WGLG India’s Hero Academy initiative has been engaging boys and men to become heroes for women’s rights through an intensive nine-week course that uses a film-based curriculum to cultivate empathy and respect for women and girls. On March 17, WGLG India partnered with USAID India to celebrate real life “Heroes for Gender Equality”.
“Men and boys should respect us. They should just respect girls.” – Ayesha Noor
The event included an address by Mark White, Mission Director- USAID/India, and presented a sneak preview of Girl Connected — WGLG’s new film by Koen Suidgeest. The film tells the inspirational story of five young women from India, Kenya, Jordan, Bangladesh and Peru who are working to address complex problems in their community with creativity and courage. The event also featured a panel discussion, moderated by Abhishek Srivastava (Country Engagement Coordinator, WGLG India), with special guests including Hero Academy Facilitators and Ayesha Noor– a karate champion and one of the five young women featured in Girl Connected.

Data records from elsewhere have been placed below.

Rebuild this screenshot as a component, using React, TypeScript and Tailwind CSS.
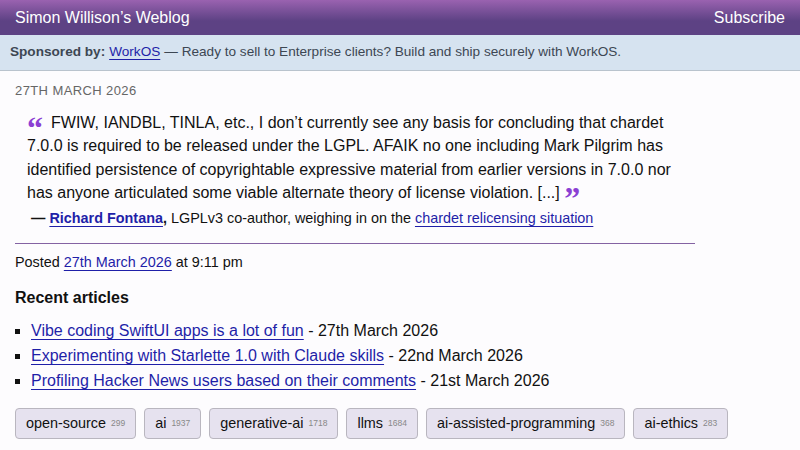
import React from 'react'

const tags = [
  { name: 'open-source', count: 299 },
  { name: 'ai', count: 1937 },
  { name: 'generative-ai', count: 1718 },
  { name: 'llms', count: 1684 },
  { name: 'ai-assisted-programming', count: 368 },
  { name: 'ai-ethics', count: 283 },
]

const articles = [
  { title: 'Vibe coding SwiftUI apps is a lot of fun', date: '27th March 2026' },
  { title: 'Experimenting with Starlette 1.0 with Claude skills', date: '22nd March 2026' },
  { title: 'Profiling Hacker News users based on their comments', date: '21st March 2026' },
]

const link = 'text-[#1f1fa8] underline decoration-[#1f1fa8] underline-offset-[3px]'
const mark = "text-[#8b3fd3] font-['Liberation_Serif',serif] font-bold text-[32px] leading-[0] align-[-11px]"

export default function App() {
  return (
    <div className="min-h-[450px] bg-[#fdfcfe] text-[#111] font-['Liberation_Sans',Arial,sans-serif]">
      <header className="h-[35px] flex items-center justify-between px-[15px] bg-gradient-to-b from-[#9a62b0] to-[#5d4284] to-60% text-white text-[16px]">
        <span>Simon Willison’s Weblog</span>
        <span>Subscribe</span>
      </header>

      <div className="h-[36px] flex items-center px-[10px] bg-[#d6e3f0] border-b border-[#b9c3cd] text-[13.6px] text-[#3d4753]">
        <span className="font-bold mr-1">Sponsored by:</span>
        <span className="text-[#1f1fa8] underline underline-offset-[3px] mr-1">WorkOS</span>
        <span>— Ready to sell to Enterprise clients? Build and ship securely with WorkOS.</span>
      </div>

      <main className="px-[15px] w-[710px]">
        <div className="pt-[10px] text-[13px] leading-[20px] uppercase tracking-[0.4px] text-[#666]">27th March 2026</div>

        <blockquote className="ml-[12px] mt-[10px] w-[672px] text-[16px] leading-[23.3px]">
          <span className={`${mark} mr-[8px]`}>“</span>FWIW, IANDBL, TINLA, etc., I don’t currently see any basis for concluding that chardet 7.0.0 is required to be released under the LGPL. AFAIK no one including Mark Pilgrim has identified persistence of copyrightable expressive material from earlier versions in 7.0.0 nor has anyone articulated some viable alternate theory of license violation. [...]{' '}
          <span className={mark}>”</span>
        </blockquote>

        <p className="ml-[16px] mt-[4px] text-[14.4px] leading-[20px]">
          <span className="font-bold">— </span>
          <span className={`font-bold ${link}`}>Richard Fontana</span>
          <span className="font-bold">,</span> LGPLv3 co-author, weighing in on the{' '}
          <span className={link}>chardet relicensing situation</span>
        </p>

        <hr className="mt-[15px] border-0 border-t border-[#8462a3]" />

        <p className="mt-[8px] text-[14.4px] leading-[20px]">
          Posted <span className={link}>27th March 2026</span> at 9:11 pm
        </p>

        <h3 className="mt-[16px] text-[16px] leading-[20px] font-bold">Recent articles</h3>

        <ul className="mt-[10px] pl-[16px] list-[square] text-[16px] leading-[25px]">
          {articles.map(a => (
            <li key={a.title}>
              <span className={link}>{a.title}</span> - {a.date}
            </li>
          ))}
        </ul>
      </main>

      <div className="mt-[15px] px-[15px] flex gap-[8px]">
        {tags.map(t => (
          <span
            key={t.name}
            className="h-[31px] flex items-center px-[10px] bg-[#e6e2ef] border border-[#b9b6bf] rounded-[4px] text-[14.4px] text-[#111]"
          >
            {t.name}
            <span className="ml-[5px] text-[8.5px] text-[#888]">{t.count}</span>
          </span>
        ))}
      </div>
    </div>
  )
}
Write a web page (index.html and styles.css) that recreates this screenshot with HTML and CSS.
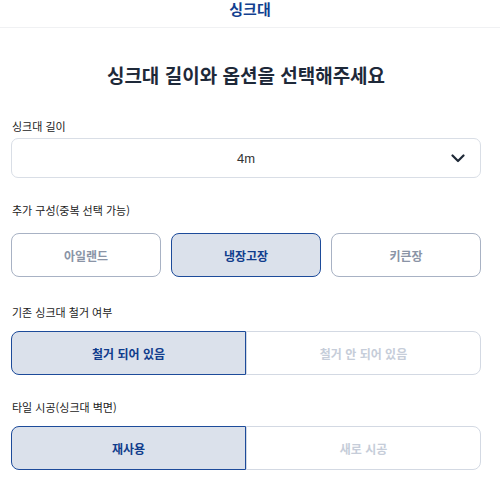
FILE: index.html
```html
<!DOCTYPE html>
<html lang="ko">
<head>
  <meta charset="UTF-8" />
  <meta name="viewport" content="width=device-width, initial-scale=1.0" />
  <title>싱크대</title>
  <link rel="stylesheet" href="styles.css">
</head>
<body>
  <header class="top-bar">싱크대</header>
  <main class="container">
    <h2>싱크대 길이와 옵션을 선택해주세요</h2>

    <section class="field">
      <div class="field-label">싱크대 길이</div>
      <div class="select-box">
        <span class="select-value">4m</span>
        <svg class="chevron" width="14" height="9" viewBox="0 0 14 9">
          <path d="M1.5 1.5 L7 7 L12.5 1.5" fill="none" stroke="#1f2937" stroke-width="2.2" stroke-linecap="round" stroke-linejoin="round"/>
        </svg>
      </div>
    </section>

    <section class="field">
      <div class="field-label label-wide">추가 구성(중복 선택 가능)</div>
      <div class="option-grid">
        <button class="option-btn">아일랜드</button>
        <button class="option-btn active">냉장고장</button>
        <button class="option-btn">키큰장</button>
      </div>
    </section>

    <section class="field">
      <div class="field-label label-mid">기존 싱크대 철거 여부</div>
      <div class="segment">
        <button class="segment-btn active">철거 되어 있음</button>
        <button class="segment-btn">철거 안 되어 있음</button>
      </div>
    </section>

    <section class="field">
      <div class="field-label label-mid">타일 시공(싱크대 벽면)</div>
      <div class="segment">
        <button class="segment-btn active">재사용</button>
        <button class="segment-btn">새로 시공</button>
      </div>
    </section>
  </main>
</body>
</html>
```

FILE: styles.css
```css
body {
  font-family: "Noto Sans CJK KR", "Noto Sans", sans-serif;
  background-color: #fff;
  margin: 0;
  padding: 0;
  color: #1f2937;
}
.top-bar {
  height: 27px;
  line-height: 18px;
  text-align: center;
  font-size: 15px;
  font-weight: 700;
  color: #123f8f;
  border-bottom: 1px solid #f0f1f3;
}
.container {
  padding: 0 19px 0 11px;
}
h2 {
  font-size: 19px;
  line-height: 28px;
  font-weight: 700;
  color: #1e2939;
  text-align: center;
  margin: 33px 0 29px;
}
.field-label {
  font-size: 11px;
  line-height: 16px;
  color: #222;
  margin: 0 0 4px 1px;
}
.label-wide {
  margin-top: 24px;
  margin-bottom: 15px;
}
.label-mid {
  margin-top: 27px;
  margin-bottom: 11px;
}
.field:last-child .label-mid {
  margin-top: 24px;
}
.select-box {
  position: relative;
  height: 38px;
  border: 1px solid #d9dee6;
  border-radius: 7px;
  display: flex;
  align-items: center;
  justify-content: center;
}
.select-value {
  font-family: "Liberation Sans", Arial, sans-serif;
  font-size: 13px;
  color: #333;
}
.chevron {
  position: absolute;
  right: 15px;
  top: 15px;
}
.option-grid {
  display: grid;
  grid-template-columns: repeat(3, 1fr);
  gap: 10px;
}
button {
  font-family: inherit;
  cursor: pointer;
}
.option-btn {
  height: 44px;
  background: #fff;
  border: 1px solid #a8b2c4;
  border-radius: 8px;
  font-size: 12px;
  font-weight: 700;
  color: #8a94a6;
}
.option-btn.active {
  background: #dbe1eb;
  border-color: #1d4b9a;
  color: #103c8c;
}
.segment {
  display: flex;
}
.segment-btn {
  flex: 1;
  height: 44px;
  background: #fff;
  border: 1px solid #d3d9e3;
  border-radius: 0 8px 8px 0;
  font-size: 12px;
  font-weight: 700;
  color: #c6cdd9;
}
.segment-btn.active {
  background: #dbe1eb;
  border-color: #1d4b9a;
  border-radius: 8px 0 0 8px;
  color: #103c8c;
}
```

“When boys and girls play together as a team, they learn the power of working together for a common goal, irrespective of their gender.”- Santosh Kumar
The panel discussion focused on the role sports could play in creating gender equality and the virtues that could help men and boys work toward a gender-just society. The audience was then asked to add a virtue to Hero Academy’s virtue cards- a collection of seven principles that guide participants to become heroes for women’s equality. Here is a selection of the virtues they added:
“Patriarchal system of society needs to be changed. More preference should be given to talent rather than gender in every field.”
“I want to be a teacher where I can teach every single girl child… I can give her a chance to become what she wants to be.”